**GOAL OF THE EXERCISE:** State how many lines of the entries include the string "this", please, leaving out everything but the number.

— START MATERIAL PROVIDED —

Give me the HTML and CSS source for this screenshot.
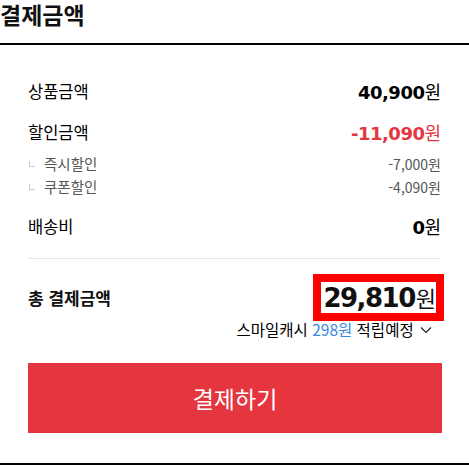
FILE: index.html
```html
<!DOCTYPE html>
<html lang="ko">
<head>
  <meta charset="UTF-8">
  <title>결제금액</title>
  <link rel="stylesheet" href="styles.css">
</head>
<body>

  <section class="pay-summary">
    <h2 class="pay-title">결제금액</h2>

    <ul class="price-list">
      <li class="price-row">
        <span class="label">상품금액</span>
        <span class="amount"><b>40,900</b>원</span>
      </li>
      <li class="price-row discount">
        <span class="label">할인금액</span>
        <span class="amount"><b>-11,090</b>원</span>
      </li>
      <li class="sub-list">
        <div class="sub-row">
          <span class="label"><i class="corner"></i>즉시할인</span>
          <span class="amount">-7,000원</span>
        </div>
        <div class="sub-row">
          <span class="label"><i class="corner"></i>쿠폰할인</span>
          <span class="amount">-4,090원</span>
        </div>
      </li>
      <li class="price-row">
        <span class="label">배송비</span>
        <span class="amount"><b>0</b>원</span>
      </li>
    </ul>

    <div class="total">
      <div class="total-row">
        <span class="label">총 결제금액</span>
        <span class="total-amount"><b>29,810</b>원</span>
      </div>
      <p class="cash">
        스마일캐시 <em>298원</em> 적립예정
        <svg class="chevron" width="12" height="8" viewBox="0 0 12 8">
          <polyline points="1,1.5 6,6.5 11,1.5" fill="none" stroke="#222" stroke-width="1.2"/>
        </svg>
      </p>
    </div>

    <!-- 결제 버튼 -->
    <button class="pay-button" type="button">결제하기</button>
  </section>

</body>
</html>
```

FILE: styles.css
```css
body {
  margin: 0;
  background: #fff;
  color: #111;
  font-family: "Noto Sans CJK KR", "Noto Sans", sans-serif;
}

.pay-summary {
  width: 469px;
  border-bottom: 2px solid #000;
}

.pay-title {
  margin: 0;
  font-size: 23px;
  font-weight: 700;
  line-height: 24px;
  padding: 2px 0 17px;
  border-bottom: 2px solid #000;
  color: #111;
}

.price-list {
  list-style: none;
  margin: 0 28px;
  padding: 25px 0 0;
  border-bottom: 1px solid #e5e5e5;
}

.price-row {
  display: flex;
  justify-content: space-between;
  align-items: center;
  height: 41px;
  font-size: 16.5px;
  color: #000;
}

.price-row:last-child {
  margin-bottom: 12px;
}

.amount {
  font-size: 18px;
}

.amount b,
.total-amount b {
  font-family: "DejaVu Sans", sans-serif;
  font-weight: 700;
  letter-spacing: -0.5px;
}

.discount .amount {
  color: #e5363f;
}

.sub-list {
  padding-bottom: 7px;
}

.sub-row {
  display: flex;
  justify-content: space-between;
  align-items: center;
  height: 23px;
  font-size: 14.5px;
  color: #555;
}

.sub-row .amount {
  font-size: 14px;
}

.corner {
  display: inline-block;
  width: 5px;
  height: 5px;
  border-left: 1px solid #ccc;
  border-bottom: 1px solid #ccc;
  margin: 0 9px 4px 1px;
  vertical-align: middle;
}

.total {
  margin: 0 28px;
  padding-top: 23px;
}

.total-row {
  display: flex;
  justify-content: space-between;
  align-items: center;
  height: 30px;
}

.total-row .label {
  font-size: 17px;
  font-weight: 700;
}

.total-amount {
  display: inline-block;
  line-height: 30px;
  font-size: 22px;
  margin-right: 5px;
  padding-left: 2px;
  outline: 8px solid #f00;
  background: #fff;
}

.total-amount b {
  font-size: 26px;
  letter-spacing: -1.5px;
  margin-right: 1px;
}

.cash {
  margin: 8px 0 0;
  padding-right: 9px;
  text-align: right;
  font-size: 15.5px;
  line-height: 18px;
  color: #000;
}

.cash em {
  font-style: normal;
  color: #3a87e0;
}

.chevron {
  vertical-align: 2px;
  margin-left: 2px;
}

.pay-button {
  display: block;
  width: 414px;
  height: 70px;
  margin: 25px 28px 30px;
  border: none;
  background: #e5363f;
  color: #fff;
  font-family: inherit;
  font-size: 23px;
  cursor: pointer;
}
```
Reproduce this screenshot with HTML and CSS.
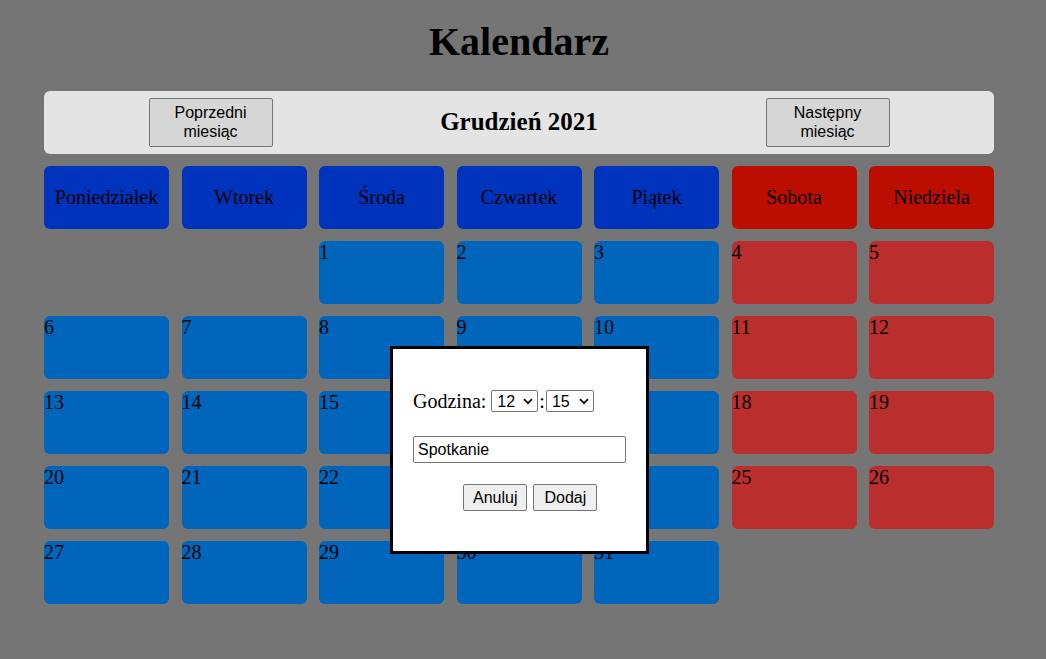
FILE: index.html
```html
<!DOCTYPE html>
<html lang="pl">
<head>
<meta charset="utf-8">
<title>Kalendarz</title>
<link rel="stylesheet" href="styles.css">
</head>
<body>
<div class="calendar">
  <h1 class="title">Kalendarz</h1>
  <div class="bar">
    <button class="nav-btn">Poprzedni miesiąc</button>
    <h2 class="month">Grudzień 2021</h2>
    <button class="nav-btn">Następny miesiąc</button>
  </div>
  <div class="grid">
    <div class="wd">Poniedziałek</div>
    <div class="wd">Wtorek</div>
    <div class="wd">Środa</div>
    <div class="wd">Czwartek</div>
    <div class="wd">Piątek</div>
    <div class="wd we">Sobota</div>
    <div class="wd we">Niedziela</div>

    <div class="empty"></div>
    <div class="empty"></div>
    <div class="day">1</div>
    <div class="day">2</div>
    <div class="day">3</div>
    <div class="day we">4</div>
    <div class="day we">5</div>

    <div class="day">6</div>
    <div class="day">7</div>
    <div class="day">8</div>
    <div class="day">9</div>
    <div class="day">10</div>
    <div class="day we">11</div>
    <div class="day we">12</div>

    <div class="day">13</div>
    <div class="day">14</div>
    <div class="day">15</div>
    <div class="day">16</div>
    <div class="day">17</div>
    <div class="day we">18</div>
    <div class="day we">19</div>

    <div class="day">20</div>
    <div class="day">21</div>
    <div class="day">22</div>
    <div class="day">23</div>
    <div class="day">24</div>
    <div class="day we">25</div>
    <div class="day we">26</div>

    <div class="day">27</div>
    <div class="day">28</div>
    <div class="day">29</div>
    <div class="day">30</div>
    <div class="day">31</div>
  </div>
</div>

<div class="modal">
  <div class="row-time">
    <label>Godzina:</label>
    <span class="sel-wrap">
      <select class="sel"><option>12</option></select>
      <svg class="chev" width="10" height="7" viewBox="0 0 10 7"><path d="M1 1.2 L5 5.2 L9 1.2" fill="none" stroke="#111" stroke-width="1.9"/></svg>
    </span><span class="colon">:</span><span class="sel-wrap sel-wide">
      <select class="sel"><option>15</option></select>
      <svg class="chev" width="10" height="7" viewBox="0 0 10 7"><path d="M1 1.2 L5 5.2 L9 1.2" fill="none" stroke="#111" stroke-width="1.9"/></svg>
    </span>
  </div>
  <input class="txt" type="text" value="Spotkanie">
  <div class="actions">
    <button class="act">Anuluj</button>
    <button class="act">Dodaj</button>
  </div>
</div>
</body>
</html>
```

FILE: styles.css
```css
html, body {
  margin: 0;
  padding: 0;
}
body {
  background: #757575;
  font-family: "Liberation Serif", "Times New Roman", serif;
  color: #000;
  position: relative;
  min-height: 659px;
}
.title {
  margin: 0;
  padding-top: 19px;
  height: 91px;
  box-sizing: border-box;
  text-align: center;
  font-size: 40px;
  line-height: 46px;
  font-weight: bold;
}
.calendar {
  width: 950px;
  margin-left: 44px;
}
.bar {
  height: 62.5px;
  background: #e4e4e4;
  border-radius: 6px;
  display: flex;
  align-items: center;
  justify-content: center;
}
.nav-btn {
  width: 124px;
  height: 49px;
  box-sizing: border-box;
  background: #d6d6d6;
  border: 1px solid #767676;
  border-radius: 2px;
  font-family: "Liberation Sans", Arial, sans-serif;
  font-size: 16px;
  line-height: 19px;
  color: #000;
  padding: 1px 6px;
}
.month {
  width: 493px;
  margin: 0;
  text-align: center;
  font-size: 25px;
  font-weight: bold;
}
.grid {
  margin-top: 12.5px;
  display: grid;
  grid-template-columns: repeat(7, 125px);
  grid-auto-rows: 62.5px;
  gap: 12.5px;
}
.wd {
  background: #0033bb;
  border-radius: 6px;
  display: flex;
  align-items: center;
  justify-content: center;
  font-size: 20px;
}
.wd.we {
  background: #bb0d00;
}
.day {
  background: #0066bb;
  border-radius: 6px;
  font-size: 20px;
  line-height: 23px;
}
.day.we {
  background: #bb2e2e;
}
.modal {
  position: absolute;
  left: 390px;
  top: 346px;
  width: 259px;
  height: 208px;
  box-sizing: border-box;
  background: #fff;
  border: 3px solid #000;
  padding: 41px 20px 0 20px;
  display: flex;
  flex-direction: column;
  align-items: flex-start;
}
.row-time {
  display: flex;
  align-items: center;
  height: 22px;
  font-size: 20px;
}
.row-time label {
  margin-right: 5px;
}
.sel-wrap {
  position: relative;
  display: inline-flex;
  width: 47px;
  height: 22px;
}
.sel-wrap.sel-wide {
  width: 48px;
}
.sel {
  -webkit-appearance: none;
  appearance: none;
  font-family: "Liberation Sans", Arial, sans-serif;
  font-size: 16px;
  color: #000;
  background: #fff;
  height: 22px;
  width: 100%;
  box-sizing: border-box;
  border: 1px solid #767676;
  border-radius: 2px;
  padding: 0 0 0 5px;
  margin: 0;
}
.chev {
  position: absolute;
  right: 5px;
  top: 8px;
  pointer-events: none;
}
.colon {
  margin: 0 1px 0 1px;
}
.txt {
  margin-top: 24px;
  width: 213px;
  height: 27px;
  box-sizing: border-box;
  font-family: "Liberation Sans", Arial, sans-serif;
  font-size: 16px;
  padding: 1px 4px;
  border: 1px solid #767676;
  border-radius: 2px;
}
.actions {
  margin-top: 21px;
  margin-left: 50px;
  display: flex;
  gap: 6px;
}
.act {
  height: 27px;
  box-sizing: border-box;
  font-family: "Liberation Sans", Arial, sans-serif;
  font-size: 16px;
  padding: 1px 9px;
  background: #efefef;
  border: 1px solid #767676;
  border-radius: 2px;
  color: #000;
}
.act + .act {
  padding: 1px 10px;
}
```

— END MATERIAL PROVIDED —

**OUTPUT:** 2